Source data:
— Begin —
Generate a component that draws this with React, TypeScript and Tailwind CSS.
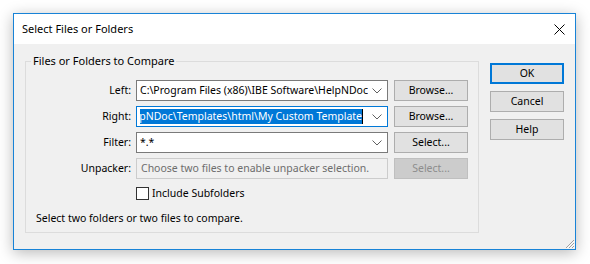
import React from 'react';

const font = { fontFamily: '"Noto Sans", "Liberation Sans", sans-serif' };

const Chevron: React.FC = () => (
  <svg width="10" height="6" viewBox="0 0 10 6" className="shrink-0">
    <path d="M0.5 0.5 L5 5 L9.5 0.5" fill="none" stroke="#606060" strokeWidth="1" />
  </svg>
);

const Combo: React.FC<{ value: string; focused?: boolean }> = ({ value, focused }) => (
  <div
    className={`flex items-center h-[21px] w-[252px] bg-white border ${
      focused ? 'border-[#0078d7]' : 'border-[#7a7a7a]'
    } pl-[3px] pr-[5px]`}
  >
    <div className={`flex-1 min-w-0 overflow-hidden flex ${focused ? 'justify-end' : ''} whitespace-nowrap`}>
      {focused ? (
        <span className="flex items-center shrink-0">
          <span className="bg-[#0078d7] text-white leading-[15px]">{value}</span>
          <span className="w-px h-[15px] bg-black" />
        </span>
      ) : (
        <span className="leading-[15px]">{value}</span>
      )}
    </div>
    <div className={focused ? 'pl-[9px]' : 'pl-[4px]'}>
      <Chevron />
    </div>
  </div>
);

const Btn: React.FC<{ label: string; disabled?: boolean; primary?: boolean }> = ({ label, disabled, primary }) => (
  <button
    type="button"
    className={`h-[21px] w-[74px] flex items-center justify-center leading-none ${
      disabled
        ? 'bg-[#cccccc] border border-[#bfbfbf] text-[#8d8d8d]'
        : primary
        ? 'bg-[#e1e1e1] border-2 border-[#0078d7] text-black'
        : 'bg-[#e1e1e1] border border-[#adadad] text-black'
    }`}
  >
    {label}
  </button>
);

const Row: React.FC<{ label: string; children: React.ReactNode }> = ({ label, children }) => (
  <div className="flex items-center h-[21px]">
    <div className="w-[105px] text-right">{label}</div>
    <div className="ml-[5px] flex items-center gap-[6px]">{children}</div>
  </div>
);

export default function App() {
  return (
    <div className="w-[590px] h-[264px] bg-white p-[13px] text-[10.5px] text-black" style={font}>
      <div className="relative w-[563px] h-[237px] border border-[#1883d7] bg-[#f0f0f0] shadow-[0_3px_14px_rgba(0,0,0,0.28)] flex flex-col">
        <div className="h-[30px] bg-white flex items-center justify-between pl-[8px] pr-[10px] shrink-0">
          <span className="text-[11px]">Select Files or Folders</span>
          <svg width="11" height="11" viewBox="0 0 11 11">
            <path d="M0.5 0.5 L10.5 10.5 M10.5 0.5 L0.5 10.5" stroke="#000" strokeWidth="1" />
          </svg>
        </div>
        <div className="flex pl-[11px] pt-[9px]">
          <fieldset className="w-[454px] h-[180px] border border-[#dcdcdc] rounded-none">
            <legend className="ml-[5px] px-[2px] leading-[16px] text-[11px]">Files or Folders to Compare</legend>
            <div className="flex flex-col gap-[5px] pt-[11px]">
              <Row label="Left:">
                <Combo value="C:\Program Files (x86)\IBE Software\HelpNDoc" />
                <Btn label="Browse..." />
              </Row>
              <Row label="Right:">
                <Combo value="HelpNDoc\Templates\html\My Custom Template" focused />
                <Btn label="Browse..." />
              </Row>
              <Row label="Filter:">
                <Combo value="*.*" />
                <Btn label="Select..." />
              </Row>
              <Row label="Unpacker:">
                <div className="flex items-center h-[21px] w-[252px] bg-[#f0f0f0] border border-[#cccccc] pl-[4px] text-[#6d6d6d] whitespace-nowrap overflow-hidden">
                  Choose two files to enable unpacker selection.
                </div>
                <Btn label="Select..." disabled />
              </Row>
            </div>
            <div className="flex items-center mt-[7px] ml-[110px] gap-[3px]">
              <div className="w-[13px] h-[13px] border border-[#333333] bg-white" />
              <span>Include Subfolders</span>
            </div>
            <div className="mt-[9px] ml-[10px]">Select two folders or two files to compare.</div>
          </fieldset>
          <div className="flex flex-col gap-[7px] ml-[11px] pt-[10px]">
            <Btn label="OK" primary />
            <Btn label="Cancel" />
            <Btn label="Help" />
          </div>
        </div>
        <svg width="12" height="12" viewBox="0 0 12 12" className="absolute right-0 bottom-0">
          <path d="M11 3 L3 11 M11 6 L6 11 M11 9 L9 11" stroke="#a0a0a0" strokeWidth="1" />
          <path d="M11.5 4 L4 11.5 M11.5 7 L7 11.5 M11.5 10 L10 11.5" stroke="#ffffff" strokeWidth="1" />
        </svg>
      </div>
    </div>
  );
}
— End —
Aim: Repeat the full listing above exactly, with no pictures in the copy.

Complete response:
Generate a component that draws this with React, TypeScript and Tailwind CSS.
import React from 'react';

const font = { fontFamily: '"Noto Sans", "Liberation Sans", sans-serif' };

const Chevron: React.FC = () => (
  <svg width="10" height="6" viewBox="0 0 10 6" className="shrink-0">
    <path d="M0.5 0.5 L5 5 L9.5 0.5" fill="none" stroke="#606060" strokeWidth="1" />
  </svg>
);

const Combo: React.FC<{ value: string; focused?: boolean }> = ({ value, focused }) => (
  <div
    className={`flex items-center h-[21px] w-[252px] bg-white border ${
      focused ? 'border-[#0078d7]' : 'border-[#7a7a7a]'
    } pl-[3px] pr-[5px]`}
  >
    <div className={`flex-1 min-w-0 overflow-hidden flex ${focused ? 'justify-end' : ''} whitespace-nowrap`}>
      {focused ? (
        <span className="flex items-center shrink-0">
          <span className="bg-[#0078d7] text-white leading-[15px]">{value}</span>
          <span className="w-px h-[15px] bg-black" />
        </span>
      ) : (
        <span className="leading-[15px]">{value}</span>
      )}
    </div>
    <div className={focused ? 'pl-[9px]' : 'pl-[4px]'}>
      <Chevron />
    </div>
  </div>
);

const Btn: React.FC<{ label: string; disabled?: boolean; primary?: boolean }> = ({ label, disabled, primary }) => (
  <button
    type="button"
    className={`h-[21px] w-[74px] flex items-center justify-center leading-none ${
      disabled
        ? 'bg-[#cccccc] border border-[#bfbfbf] text-[#8d8d8d]'
        : primary
        ? 'bg-[#e1e1e1] border-2 border-[#0078d7] text-black'
        : 'bg-[#e1e1e1] border border-[#adadad] text-black'
    }`}
  >
    {label}
  </button>
);

const Row: React.FC<{ label: string; children: React.ReactNode }> = ({ label, children }) => (
  <div className="flex items-center h-[21px]">
    <div className="w-[105px] text-right">{label}</div>
    <div className="ml-[5px] flex items-center gap-[6px]">{children}</div>
  </div>
);

export default function App() {
  return (
    <div className="w-[590px] h-[264px] bg-white p-[13px] text-[10.5px] text-black" style={font}>
      <div className="relative w-[563px] h-[237px] border border-[#1883d7] bg-[#f0f0f0] shadow-[0_3px_14px_rgba(0,0,0,0.28)] flex flex-col">
        <div className="h-[30px] bg-white flex items-center justify-between pl-[8px] pr-[10px] shrink-0">
          <span className="text-[11px]">Select Files or Folders</span>
          <svg width="11" height="11" viewBox="0 0 11 11">
            <path d="M0.5 0.5 L10.5 10.5 M10.5 0.5 L0.5 10.5" stroke="#000" strokeWidth="1" />
          </svg>
        </div>
        <div className="flex pl-[11px] pt-[9px]">
          <fieldset className="w-[454px] h-[180px] border border-[#dcdcdc] rounded-none">
            <legend className="ml-[5px] px-[2px] leading-[16px] text-[11px]">Files or Folders to Compare</legend>
            <div className="flex flex-col gap-[5px] pt-[11px]">
              <Row label="Left:">
                <Combo value="C:\Program Files (x86)\IBE Software\HelpNDoc" />
                <Btn label="Browse..." />
              </Row>
              <Row label="Right:">
                <Combo value="HelpNDoc\Templates\html\My Custom Template" focused />
                <Btn label="Browse..." />
              </Row>
              <Row label="Filter:">
                <Combo value="*.*" />
                <Btn label="Select..." />
              </Row>
              <Row label="Unpacker:">
                <div className="flex items-center h-[21px] w-[252px] bg-[#f0f0f0] border border-[#cccccc] pl-[4px] text-[#6d6d6d] whitespace-nowrap overflow-hidden">
                  Choose two files to enable unpacker selection.
                </div>
                <Btn label="Select..." disabled />
              </Row>
            </div>
            <div className="flex items-center mt-[7px] ml-[110px] gap-[3px]">
              <div className="w-[13px] h-[13px] border border-[#333333] bg-white" />
              <span>Include Subfolders</span>
            </div>
            <div className="mt-[9px] ml-[10px]">Select two folders or two files to compare.</div>
          </fieldset>
          <div className="flex flex-col gap-[7px] ml-[11px] pt-[10px]">
            <Btn label="OK" primary />
            <Btn label="Cancel" />
            <Btn label="Help" />
          </div>
        </div>
        <svg width="12" height="12" viewBox="0 0 12 12" className="absolute right-0 bottom-0">
          <path d="M11 3 L3 11 M11 6 L6 11 M11 9 L9 11" stroke="#a0a0a0" strokeWidth="1" />
          <path d="M11.5 4 L4 11.5 M11.5 7 L7 11.5 M11.5 10 L10 11.5" stroke="#ffffff" strokeWidth="1" />
        </svg>
      </div>
    </div>
  );
}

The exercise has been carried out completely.